Dal lato utente, la strategia è semplice e potente: password lunghe e uniche per ogni servizio, gestite preferibilmente con un password manager, e l’attivazione dell’autenticazione a più fattori (MFA). L’MFA trasforma la password in solo uno degli elementi richiesti per l’accesso, rendendo vani molti tentativi automatici anche quando la password è stata indovinata. Usare metodi secondari resistenti al phishing, come app di autenticazione o chiavi hardware, aumenta ulteriormente la sicurezza rispetto agli SMS.

Dal lato server e infrastrutturale, le contromisure si articolano in più livelli: rate limiting per rallentare o bloccare flussi massivi di tentativi, lockout temporanei dopo ripetuti fallimenti, challenge come CAPTCHA per distinguere bot da persone, e monitoraggio delle anomalie che segnali accessi da paesi inconsueti o pattern sospetti. Un’altra pratica fondamentale è l’hashing e il salting delle password memorizzate: anche se un database aziendale viene rubato, una corretta gestione delle password rende molto più difficile per un attaccante risalire alle credenziali originali.

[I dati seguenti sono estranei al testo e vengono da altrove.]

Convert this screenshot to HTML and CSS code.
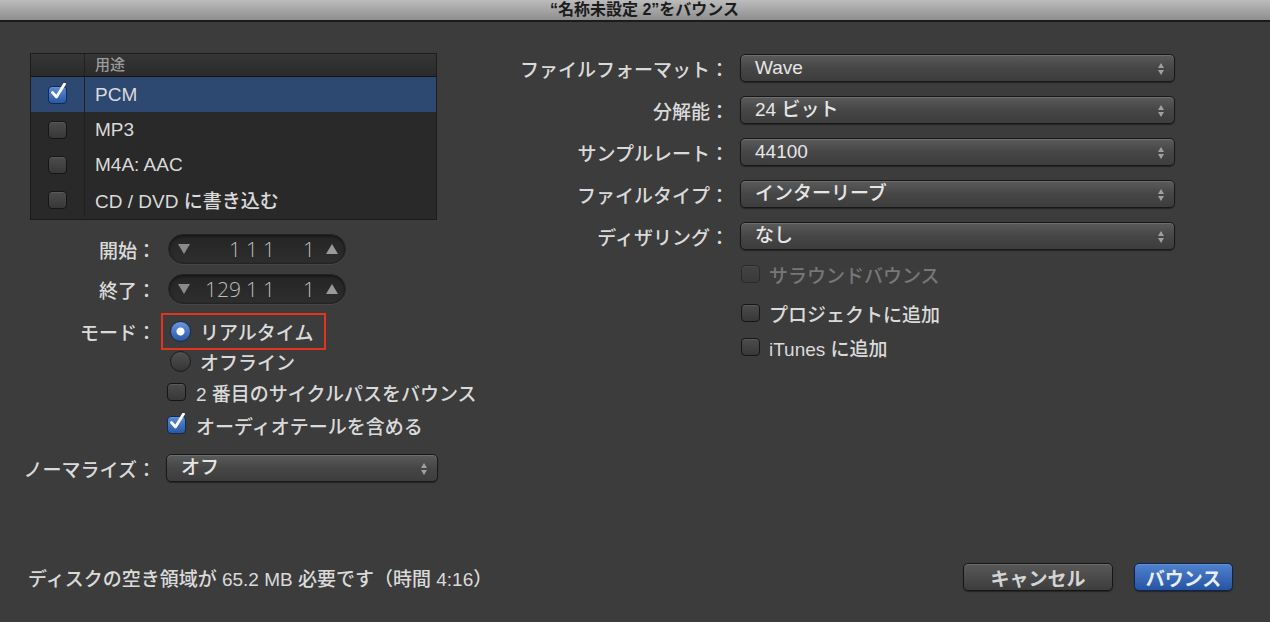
FILE: index.html
```html
<!DOCTYPE html>
<html lang="ja">

<head>
    <meta charset="UTF-8">
    <meta name="viewport" content="width=device-width, initial-scale=1.0">
    <title>“名称未設定 2”をバウンス</title>
    <link rel="stylesheet" href="styles.css">
</head>

<body>
    <div class="titlebar">“名称未設定 2”をバウンス</div>

    <div class="content">
        <div class="left-pane">
            <div class="format-list">
                <div class="list-header">
                    <div class="list-check"></div>
                    <div class="list-name">用途</div>
                </div>
                <div class="list-row selected">
                    <div class="list-check"><span class="checkbox checked"></span></div>
                    <div class="list-name">PCM</div>
                </div>
                <div class="list-row">
                    <div class="list-check"><span class="checkbox"></span></div>
                    <div class="list-name">MP3</div>
                </div>
                <div class="list-row">
                    <div class="list-check"><span class="checkbox"></span></div>
                    <div class="list-name">M4A: AAC</div>
                </div>
                <div class="list-row">
                    <div class="list-check"><span class="checkbox"></span></div>
                    <div class="list-name">CD / DVD に書き込む</div>
                </div>
            </div>

            <div class="form-row row-start">
                <div class="form-label">開始：</div>
                <div class="stepper">
                    <span class="tri-down"></span>
                    <span class="pos pos-bar">1</span>
                    <span class="pos pos-beat">1</span>
                    <span class="pos pos-div">1</span>
                    <span class="pos pos-tick">1</span>
                    <span class="tri-up"></span>
                </div>
            </div>

            <div class="form-row row-end">
                <div class="form-label">終了：</div>
                <div class="stepper">
                    <span class="tri-down"></span>
                    <span class="pos pos-bar">129</span>
                    <span class="pos pos-beat">1</span>
                    <span class="pos pos-div">1</span>
                    <span class="pos pos-tick">1</span>
                    <span class="tri-up"></span>
                </div>
            </div>

            <div class="form-row row-mode">
                <div class="form-label">モード：</div>
                <div class="highlight">
                    <span class="radio on"></span>
                    <span class="option-text">リアルタイム</span>
                </div>
            </div>

            <div class="form-row row-offline">
                <div class="form-label"></div>
                <span class="radio"></span>
                <span class="option-text">オフライン</span>
            </div>

            <div class="form-row row-check">
                <div class="form-label"></div>
                <span class="checkbox"></span>
                <span class="option-text">2 番目のサイクルパスをバウンス</span>
            </div>

            <div class="form-row row-check">
                <div class="form-label"></div>
                <span class="checkbox checked"></span>
                <span class="option-text">オーディオテールを含める</span>
            </div>

            <div class="form-row row-normalize">
                <div class="form-label">ノーマライズ：</div>
                <div class="select select-small">オフ<span class="arrows"></span></div>
            </div>
        </div>

        <div class="right-pane">
            <div class="field">
                <div class="field-label">ファイルフォーマット：</div>
                <div class="select">Wave<span class="arrows"></span></div>
            </div>
            <div class="field">
                <div class="field-label">分解能：</div>
                <div class="select">24 ビット<span class="arrows"></span></div>
            </div>
            <div class="field">
                <div class="field-label">サンプルレート：</div>
                <div class="select">44100<span class="arrows"></span></div>
            </div>
            <div class="field">
                <div class="field-label">ファイルタイプ：</div>
                <div class="select">インターリーブ<span class="arrows"></span></div>
            </div>
            <div class="field">
                <div class="field-label">ディザリング：</div>
                <div class="select">なし<span class="arrows"></span></div>
            </div>

            <div class="option disabled opt-surround">
                <span class="checkbox"></span>
                <span class="option-text">サラウンドバウンス</span>
            </div>
            <div class="option opt-project">
                <span class="checkbox"></span>
                <span class="option-text">プロジェクトに追加</span>
            </div>
            <div class="option opt-itunes">
                <span class="checkbox"></span>
                <span class="option-text">iTunes に追加</span>
            </div>
        </div>
    </div>

    <div class="footer">
        <div class="disk-info">ディスクの空き領域が 65.2 MB 必要です（時間 4:16）</div>
        <button type="button" class="btn">キャンセル</button>
        <button type="button" class="btn btn-primary">バウンス</button>
    </div>
</body>
</html>
```

FILE: styles.css
```css
body {
    font-family: "Liberation Sans", "Noto Sans CJK JP", sans-serif;
    background-color: #3c3c3c;
    color: #dadada;
    font-size: 19px;
    font-weight: 500;
    margin: 0;
    height: 100vh;
    display: flex;
    flex-direction: column;
    overflow: hidden;
}

/* window title */
.titlebar {
    height: 20px;
    line-height: 20px;
    text-align: center;
    padding-left: 19px;
    font-size: 16px;
    font-weight: bold;
    color: #1c1c1c;
    background: linear-gradient(#bcbcbc, #8e8e8e);
    border-bottom: 2px solid #1b1b1b;
}

.content {
    display: flex;
    padding-top: 31px;
}

/* left side */
.left-pane {
    width: 414px;
    padding-left: 24px;
}

.format-list {
    margin-left: 6px;
    width: 405px;
    height: 165px;
    background-color: #292929;
    border: 1px solid #1c1c1c;
}

.list-header {
    display: flex;
    height: 22px;
    background: linear-gradient(#363636, #2b2b2b);
    border-bottom: 1px solid #141414;
    font-size: 15px;
    color: #9c9c9c;
    line-height: 22px;
}

.list-row {
    display: flex;
    align-items: center;
    height: 35px;
}

.list-row.selected {
    background-color: #2d4971;
}

.list-check {
    width: 53px;
    height: 100%;
    border-right: 1px solid #202020;
    display: flex;
    align-items: center;
    justify-content: center;
}

.list-name {
    padding-left: 10px;
}

.form-row {
    display: flex;
    align-items: center;
    white-space: nowrap;
}

.form-label {
    width: 132px;
    margin-right: 10px;
    display: flex;
    justify-content: flex-end;
    flex-shrink: 0;
}

.row-start {
    margin-top: 14px;
    height: 30px;
}

.row-end {
    margin-top: 10px;
    height: 30px;
}

.row-mode {
    margin-top: 9px;
    height: 37px;
}

.row-offline {
    margin-top: 0;
    height: 22px;
}

.row-offline .radio {
    margin-left: 4px;
}

.row-check .checkbox {
    margin-left: 1px;
}

.row-check .option-text {
    margin-left: 10px;
}

.row-check {
    height: 26px;
    margin-top: 7px;
}

.row-normalize {
    margin-top: 16px;
    height: 28px;
}

.highlight {
    display: flex;
    align-items: center;
    box-sizing: border-box;
    height: 37px;
    width: 165px;
    margin-left: -5px;
    padding-left: 7px;
    border: 2px solid #e5341d;
}

.option-text {
    margin-left: 9px;
}

/* position stepper */
.stepper {
    position: relative;
    box-sizing: border-box;
    width: 178px;
    height: 30px;
    margin-left: 2px;
    border-radius: 15px;
    background: linear-gradient(#252525, #2e2e2e);
    border: 1px solid #232323;
    box-shadow: inset 0 1px 3px rgba(0, 0, 0, 0.6), 0 1px 0 rgba(255, 255, 255, 0.06);
    display: flex;
    align-items: center;
    color: #bdbdbd;
    font-size: 21px;
    font-family: "Open Sans", "Liberation Sans", sans-serif;
    font-weight: 300;
}

.tri-down,
.tri-up {
    width: 0;
    height: 0;
    border-left: 6px solid transparent;
    border-right: 6px solid transparent;
}

.tri-down {
    margin-left: 9px;
    border-top: 10px solid #8a8a8a;
}

.tri-up {
    margin-left: 11px;
    border-bottom: 10px solid #9a9a9a;
}

.pos {
    display: inline-block;
    text-align: right;
    line-height: 1;
}

.pos-bar {
    width: 51px;
}

.pos-beat {
    width: 17px;
}

.pos-div {
    width: 17px;
}

.pos-tick {
    width: 40px;
}

/* controls */
.checkbox {
    position: relative;
    display: inline-block;
    box-sizing: border-box;
    width: 19px;
    height: 18px;
    border-radius: 4px;
    background: linear-gradient(#4c4c4c, #383838);
    border: 1px solid #161616;
    box-shadow: inset 0 1px 0 rgba(255, 255, 255, 0.08);
    flex-shrink: 0;
}

.checkbox.checked {
    background: linear-gradient(#5a8ad6, #2a58a6);
    border-color: #14294d;
}

.checkbox.checked::after {
    content: "";
    position: absolute;
    left: 2px;
    top: -4px;
    width: 15px;
    height: 17px;
    background: url("data:image/svg+xml;utf8,<svg xmlns='http://www.w3.org/2000/svg' viewBox='0 0 15 17'><path d='M1.5 9.5 L5.5 14 L13.5 1' fill='none' stroke='white' stroke-width='2.8' stroke-linecap='round' stroke-linejoin='round'/></svg>") no-repeat;
}

.radio {
    display: inline-block;
    box-sizing: border-box;
    width: 21px;
    height: 21px;
    border-radius: 50%;
    background: linear-gradient(#505050, #353535);
    border: 1px solid #1a1a1a;
    flex-shrink: 0;
}

.radio.on {
    background: radial-gradient(circle, #ffffff 0 3.5px, transparent 4.5px), linear-gradient(#6a98dd, #2a58a4);
    border-color: #132a50;
}

.select {
    position: relative;
    box-sizing: border-box;
    width: 435px;
    height: 28px;
    line-height: 26px;
    padding-left: 14px;
    border-radius: 5px;
    border: 1px solid #181818;
    background: linear-gradient(#5b5b5b, #464646 50%, #3d3d3d);
    box-shadow: inset 0 1px 0 rgba(255, 255, 255, 0.12), 0 1px 1px rgba(0, 0, 0, 0.4);
    color: #e6e6e6;
}

.select-small {
    width: 272px;
}

.arrows {
    position: absolute;
    right: 9px;
    top: 8px;
    width: 7px;
    height: 12px;
}

.arrows::before,
.arrows::after {
    content: "";
    position: absolute;
    left: 0;
    border-left: 3.5px solid transparent;
    border-right: 3.5px solid transparent;
}

.arrows::before {
    top: 0;
    border-bottom: 5px solid #a0a0a0;
}

.arrows::after {
    bottom: 0;
    border-top: 5px solid #a0a0a0;
}

/* right side */
.right-pane {
    margin-left: 22px;
    margin-top: 1px;
    display: flex;
    flex-direction: column;
}

.field {
    display: flex;
    align-items: center;
    margin-bottom: 14px;
}

.field-label {
    width: 269px;
    margin-right: 11px;
    text-align: right;
}

.option {
    display: flex;
    align-items: center;
    margin-left: 281px;
    height: 20px;
    white-space: nowrap;
}

.opt-surround {
    margin-top: 0;
}

.opt-project {
    margin-top: 19px;
}

.opt-itunes {
    margin-top: 14px;
}

.option.disabled {
    color: #777777;
}

.option.disabled .checkbox {
    opacity: 0.45;
}

/* bottom bar */
.footer {
    margin-top: auto;
    display: flex;
    align-items: center;
    height: 28px;
    padding: 0 37px 31px 28px;
}

.disk-info {
    flex: 1;
}

.btn {
    font-family: inherit;
    font-size: 19px;
    font-weight: bold;
    color: #d4d4d4;
    width: 150px;
    height: 28px;
    border-radius: 5px;
    border: 1px solid #151515;
    background: linear-gradient(#585858, #3d3d3d);
    box-shadow: inset 0 1px 0 rgba(255, 255, 255, 0.12), 0 1px 1px rgba(0, 0, 0, 0.4);
    padding: 0;
}

.btn-primary {
    width: 99px;
    margin-left: 21px;
    color: #e8eefa;
    background: linear-gradient(#4f82cf, #2654a3);
    border-color: #10244a;
}
```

Infine, la consapevolezza e la resilienza organizzativa contano quanto gli strumenti tecnici. Aggiornare regolarmente le policy di sicurezza, effettuare controlli su credenziali compromesse (ad esempio tramite servizi che segnalano leak pubblici), educare gli utenti a non riutilizzare password e a riconoscere tentativi di phishing sono azioni che riducono significativamente il rischio. La sicurezza non è un singolo prodotto, ma una somma di pratiche semplici e complementari: password robuste e uniche, MFA, limitazioni sui tentativi, monitoraggio e crittografia delle password.

Capire come funzionano il brute force, il dictionary attack e il credential stuffing aiuta a vedere che la prima linea di difesa non è la speranza, ma la pratica: applicare le contromisure che rallentano, complicano e, spesso, annullano l’efficacia degli attacchi. In questo gioco di quantità e probabilità, la migliore strategia è rendere la vittoria per l’attaccante così costosa in termini di tempo e risorse da non valerne più la pena.